■ Aim of the task: Copy all of the material word for word, except for the pictures.

────────────────

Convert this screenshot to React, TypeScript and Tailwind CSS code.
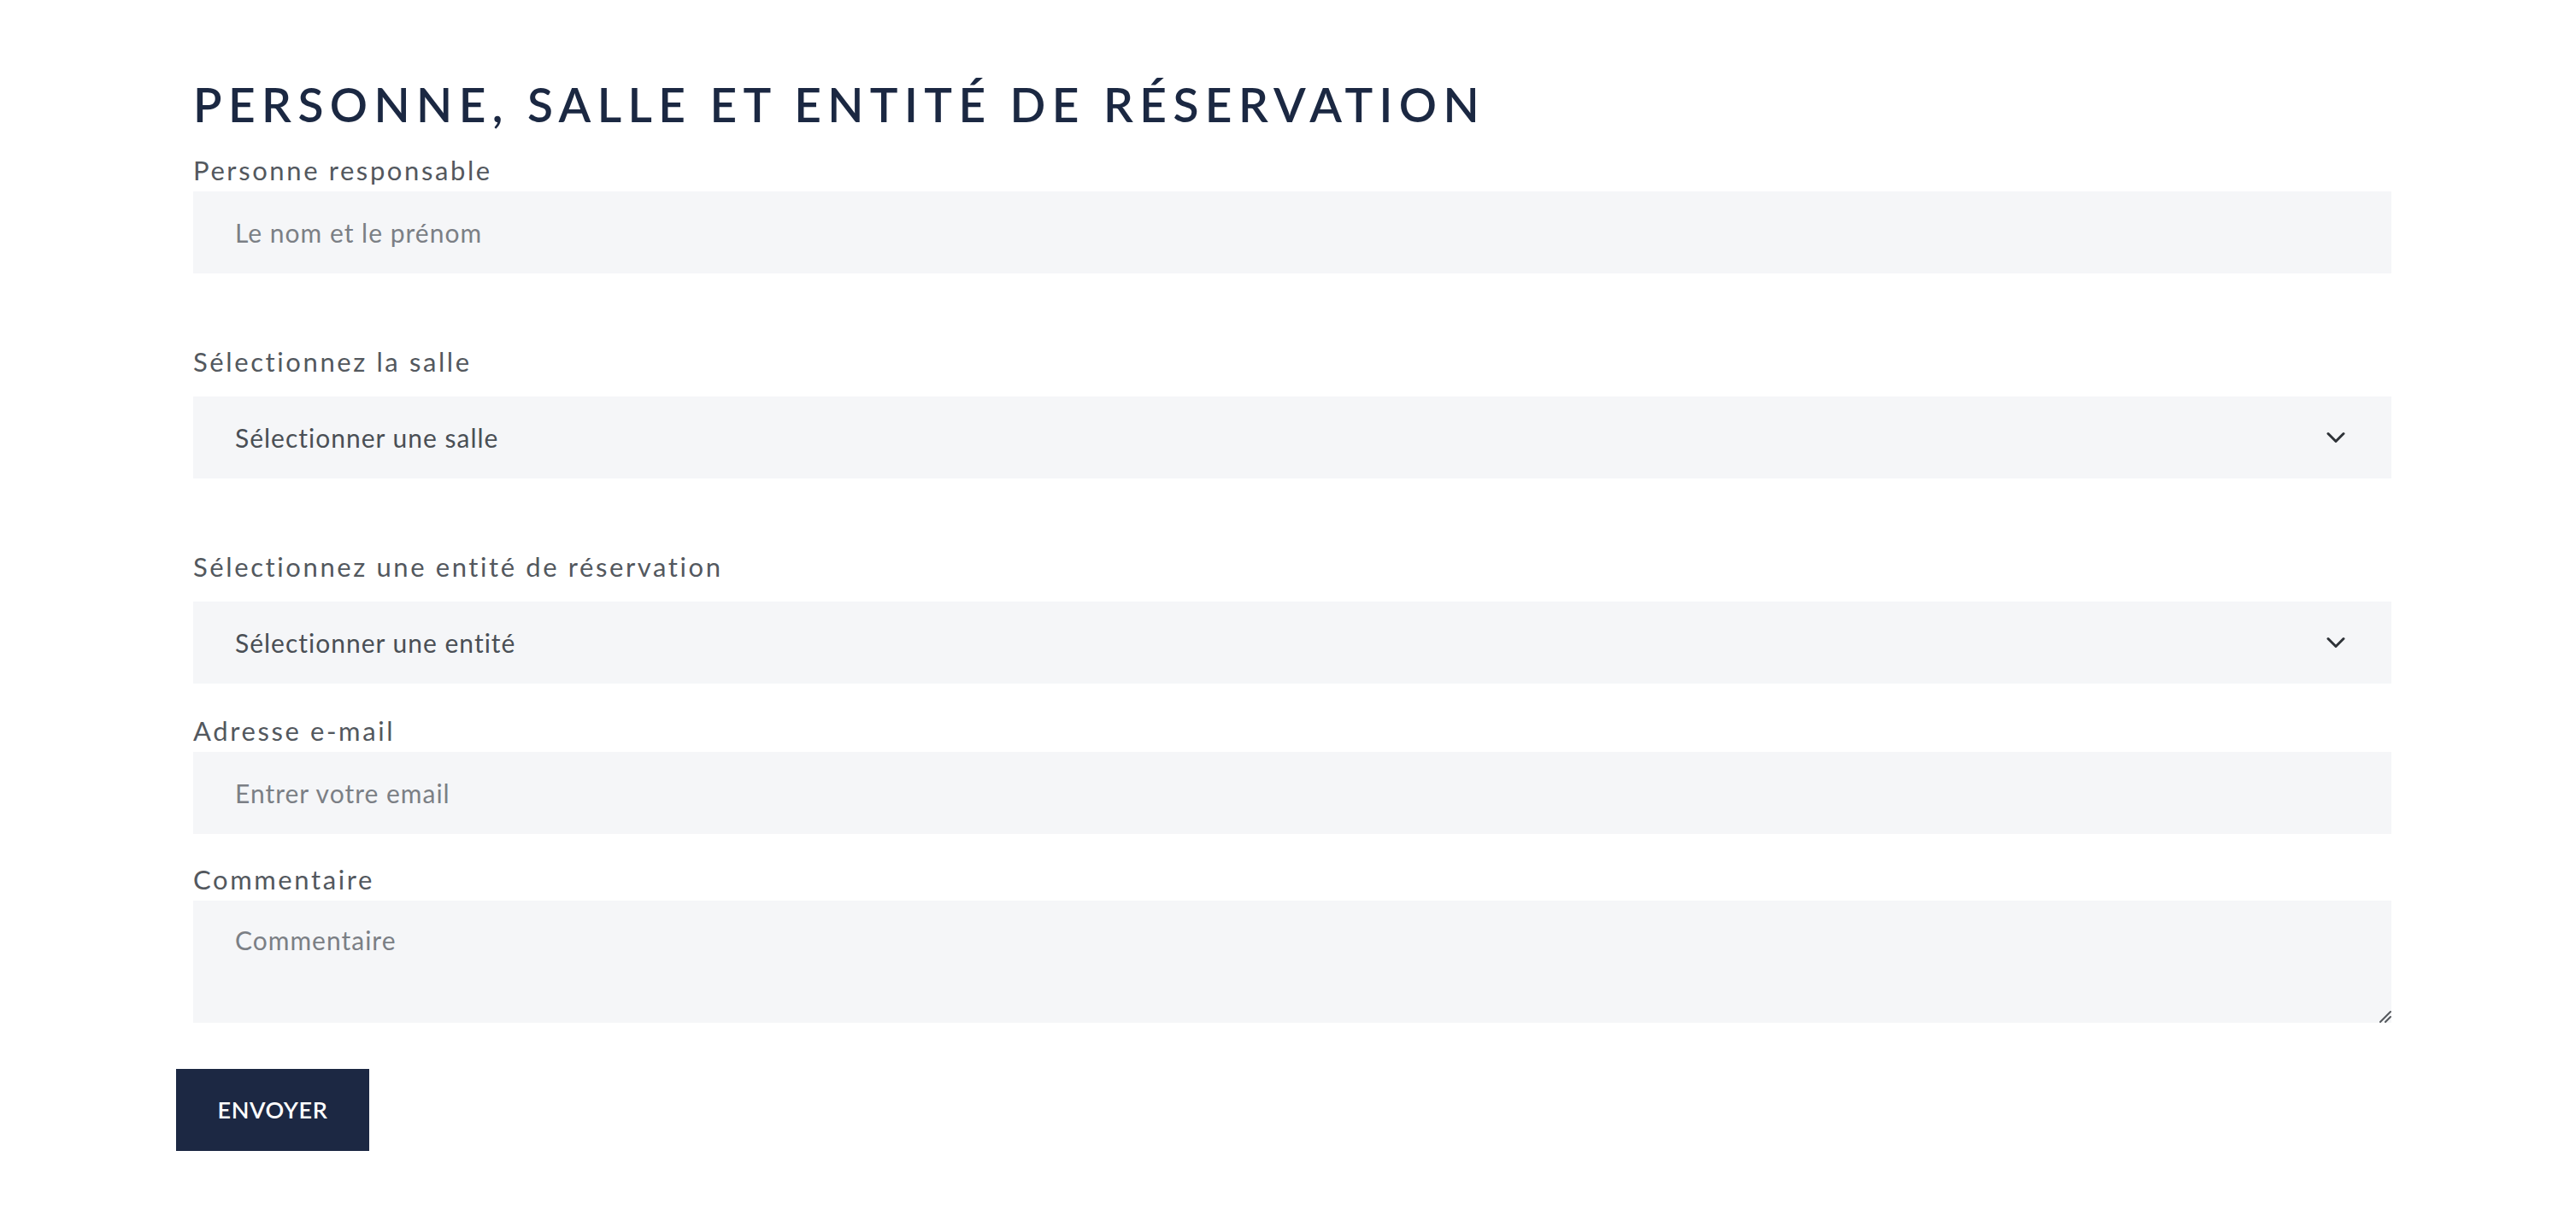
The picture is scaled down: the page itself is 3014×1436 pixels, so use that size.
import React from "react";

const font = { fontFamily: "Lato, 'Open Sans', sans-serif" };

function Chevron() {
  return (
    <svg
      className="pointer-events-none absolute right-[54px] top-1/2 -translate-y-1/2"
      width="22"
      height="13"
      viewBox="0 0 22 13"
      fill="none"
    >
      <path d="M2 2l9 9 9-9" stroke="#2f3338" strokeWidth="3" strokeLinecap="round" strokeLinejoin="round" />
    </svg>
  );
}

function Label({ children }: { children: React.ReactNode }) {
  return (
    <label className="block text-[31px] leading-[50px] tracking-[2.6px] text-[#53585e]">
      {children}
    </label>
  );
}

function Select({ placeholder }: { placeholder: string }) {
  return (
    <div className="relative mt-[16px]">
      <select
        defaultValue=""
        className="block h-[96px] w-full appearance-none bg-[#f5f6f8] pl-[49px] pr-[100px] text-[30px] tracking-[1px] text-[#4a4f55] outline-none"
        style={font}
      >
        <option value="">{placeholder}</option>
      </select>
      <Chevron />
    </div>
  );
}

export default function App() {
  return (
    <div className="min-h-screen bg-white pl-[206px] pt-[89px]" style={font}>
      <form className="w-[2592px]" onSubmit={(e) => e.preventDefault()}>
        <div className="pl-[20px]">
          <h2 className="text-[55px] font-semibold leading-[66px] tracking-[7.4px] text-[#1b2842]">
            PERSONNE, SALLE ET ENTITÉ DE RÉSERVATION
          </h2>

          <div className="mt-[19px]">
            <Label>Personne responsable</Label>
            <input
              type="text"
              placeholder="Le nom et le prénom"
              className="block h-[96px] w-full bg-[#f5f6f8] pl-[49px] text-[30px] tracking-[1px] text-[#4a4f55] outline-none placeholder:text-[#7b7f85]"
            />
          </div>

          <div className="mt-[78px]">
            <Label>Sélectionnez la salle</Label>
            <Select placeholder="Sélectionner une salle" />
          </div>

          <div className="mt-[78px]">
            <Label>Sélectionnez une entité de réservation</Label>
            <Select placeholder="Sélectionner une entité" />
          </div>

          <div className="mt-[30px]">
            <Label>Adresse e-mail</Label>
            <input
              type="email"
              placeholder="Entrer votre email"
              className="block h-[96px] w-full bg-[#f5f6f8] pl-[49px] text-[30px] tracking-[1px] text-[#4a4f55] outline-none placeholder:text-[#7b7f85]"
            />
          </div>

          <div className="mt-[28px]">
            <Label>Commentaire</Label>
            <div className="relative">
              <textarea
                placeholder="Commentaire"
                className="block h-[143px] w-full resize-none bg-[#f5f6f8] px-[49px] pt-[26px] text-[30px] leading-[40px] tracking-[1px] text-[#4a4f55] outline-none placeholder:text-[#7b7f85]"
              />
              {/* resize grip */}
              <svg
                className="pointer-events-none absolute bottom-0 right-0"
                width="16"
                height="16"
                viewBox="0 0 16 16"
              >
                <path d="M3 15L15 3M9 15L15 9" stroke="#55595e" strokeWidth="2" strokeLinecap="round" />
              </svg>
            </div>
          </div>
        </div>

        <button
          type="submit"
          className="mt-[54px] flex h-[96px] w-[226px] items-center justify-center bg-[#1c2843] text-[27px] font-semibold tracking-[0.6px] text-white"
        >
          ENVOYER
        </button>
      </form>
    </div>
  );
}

────────────────

■ Output of the exercise:
Convert this screenshot to React, TypeScript and Tailwind CSS code.
The picture is scaled down: the page itself is 3014×1436 pixels, so use that size.
import React from "react";

const font = { fontFamily: "Lato, 'Open Sans', sans-serif" };

function Chevron() {
  return (
    <svg
      className="pointer-events-none absolute right-[54px] top-1/2 -translate-y-1/2"
      width="22"
      height="13"
      viewBox="0 0 22 13"
      fill="none"
    >
      <path d="M2 2l9 9 9-9" stroke="#2f3338" strokeWidth="3" strokeLinecap="round" strokeLinejoin="round" />
    </svg>
  );
}

function Label({ children }: { children: React.ReactNode }) {
  return (
    <label className="block text-[31px] leading-[50px] tracking-[2.6px] text-[#53585e]">
      {children}
    </label>
  );
}

function Select({ placeholder }: { placeholder: string }) {
  return (
    <div className="relative mt-[16px]">
      <select
        defaultValue=""
        className="block h-[96px] w-full appearance-none bg-[#f5f6f8] pl-[49px] pr-[100px] text-[30px] tracking-[1px] text-[#4a4f55] outline-none"
        style={font}
      >
        <option value="">{placeholder}</option>
      </select>
      <Chevron />
    </div>
  );
}

export default function App() {
  return (
    <div className="min-h-screen bg-white pl-[206px] pt-[89px]" style={font}>
      <form className="w-[2592px]" onSubmit={(e) => e.preventDefault()}>
        <div className="pl-[20px]">
          <h2 className="text-[55px] font-semibold leading-[66px] tracking-[7.4px] text-[#1b2842]">
            PERSONNE, SALLE ET ENTITÉ DE RÉSERVATION
          </h2>

          <div className="mt-[19px]">
            <Label>Personne responsable</Label>
            <input
              type="text"
              placeholder="Le nom et le prénom"
              className="block h-[96px] w-full bg-[#f5f6f8] pl-[49px] text-[30px] tracking-[1px] text-[#4a4f55] outline-none placeholder:text-[#7b7f85]"
            />
          </div>

          <div className="mt-[78px]">
            <Label>Sélectionnez la salle</Label>
            <Select placeholder="Sélectionner une salle" />
          </div>

          <div className="mt-[78px]">
            <Label>Sélectionnez une entité de réservation</Label>
            <Select placeholder="Sélectionner une entité" />
          </div>

          <div className="mt-[30px]">
            <Label>Adresse e-mail</Label>
            <input
              type="email"
              placeholder="Entrer votre email"
              className="block h-[96px] w-full bg-[#f5f6f8] pl-[49px] text-[30px] tracking-[1px] text-[#4a4f55] outline-none placeholder:text-[#7b7f85]"
            />
          </div>

          <div className="mt-[28px]">
            <Label>Commentaire</Label>
            <div className="relative">
              <textarea
                placeholder="Commentaire"
                className="block h-[143px] w-full resize-none bg-[#f5f6f8] px-[49px] pt-[26px] text-[30px] leading-[40px] tracking-[1px] text-[#4a4f55] outline-none placeholder:text-[#7b7f85]"
              />
              {/* resize grip */}
              <svg
                className="pointer-events-none absolute bottom-0 right-0"
                width="16"
                height="16"
                viewBox="0 0 16 16"
              >
                <path d="M3 15L15 3M9 15L15 9" stroke="#55595e" strokeWidth="2" strokeLinecap="round" />
              </svg>
            </div>
          </div>
        </div>

        <button
          type="submit"
          className="mt-[54px] flex h-[96px] w-[226px] items-center justify-center bg-[#1c2843] text-[27px] font-semibold tracking-[0.6px] text-white"
        >
          ENVOYER
        </button>
      </form>
    </div>
  );
}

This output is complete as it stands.